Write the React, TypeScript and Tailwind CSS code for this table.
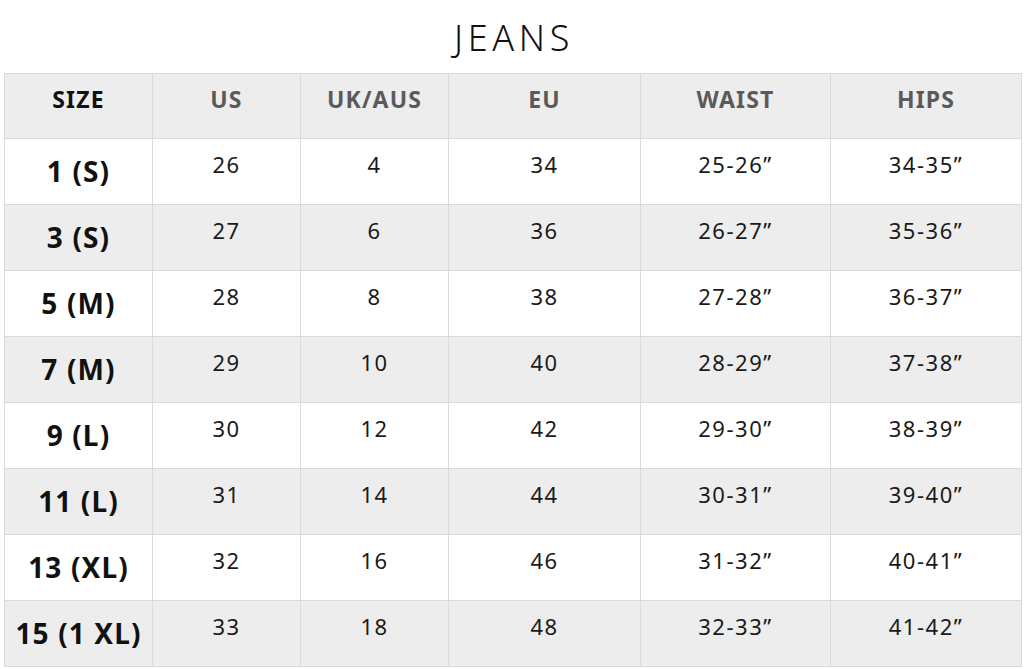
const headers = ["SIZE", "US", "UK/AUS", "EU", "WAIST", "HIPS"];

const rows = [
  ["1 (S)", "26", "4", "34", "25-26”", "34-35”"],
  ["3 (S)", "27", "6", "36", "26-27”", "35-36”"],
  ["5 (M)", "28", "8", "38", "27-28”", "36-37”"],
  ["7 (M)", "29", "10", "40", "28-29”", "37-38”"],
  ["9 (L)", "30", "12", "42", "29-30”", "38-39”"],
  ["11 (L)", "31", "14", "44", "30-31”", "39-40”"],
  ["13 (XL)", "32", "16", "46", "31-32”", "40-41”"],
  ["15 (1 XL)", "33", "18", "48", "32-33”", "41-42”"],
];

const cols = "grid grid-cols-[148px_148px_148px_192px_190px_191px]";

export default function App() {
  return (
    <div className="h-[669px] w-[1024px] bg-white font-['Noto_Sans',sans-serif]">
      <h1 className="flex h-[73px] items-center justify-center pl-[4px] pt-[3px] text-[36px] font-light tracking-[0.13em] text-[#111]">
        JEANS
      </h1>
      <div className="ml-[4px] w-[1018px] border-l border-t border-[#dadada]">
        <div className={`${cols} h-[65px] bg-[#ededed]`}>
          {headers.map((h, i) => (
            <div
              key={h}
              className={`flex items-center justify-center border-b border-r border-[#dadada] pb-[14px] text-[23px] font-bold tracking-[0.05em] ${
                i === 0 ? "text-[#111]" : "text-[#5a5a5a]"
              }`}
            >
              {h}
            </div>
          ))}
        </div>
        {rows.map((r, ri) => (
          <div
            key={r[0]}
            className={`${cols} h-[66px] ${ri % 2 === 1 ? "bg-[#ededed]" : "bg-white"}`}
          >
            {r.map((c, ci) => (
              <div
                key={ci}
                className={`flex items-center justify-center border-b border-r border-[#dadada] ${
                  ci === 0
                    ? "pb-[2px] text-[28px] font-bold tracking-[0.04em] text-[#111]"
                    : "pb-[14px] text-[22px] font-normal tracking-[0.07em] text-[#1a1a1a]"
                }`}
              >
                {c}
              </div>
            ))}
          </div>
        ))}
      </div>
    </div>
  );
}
▬▬▬▬▬▬
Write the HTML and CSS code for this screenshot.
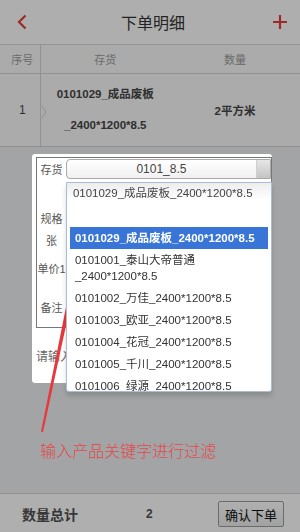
▬▬▬▬▬▬
» **TO BE DONE**:
Pull out all lines from the listing that contain the string "code".

» **THE COMPLETED TASK**:
Write the React, TypeScript and Tailwind CSS code for this table.
Write the HTML and CSS code for this screenshot.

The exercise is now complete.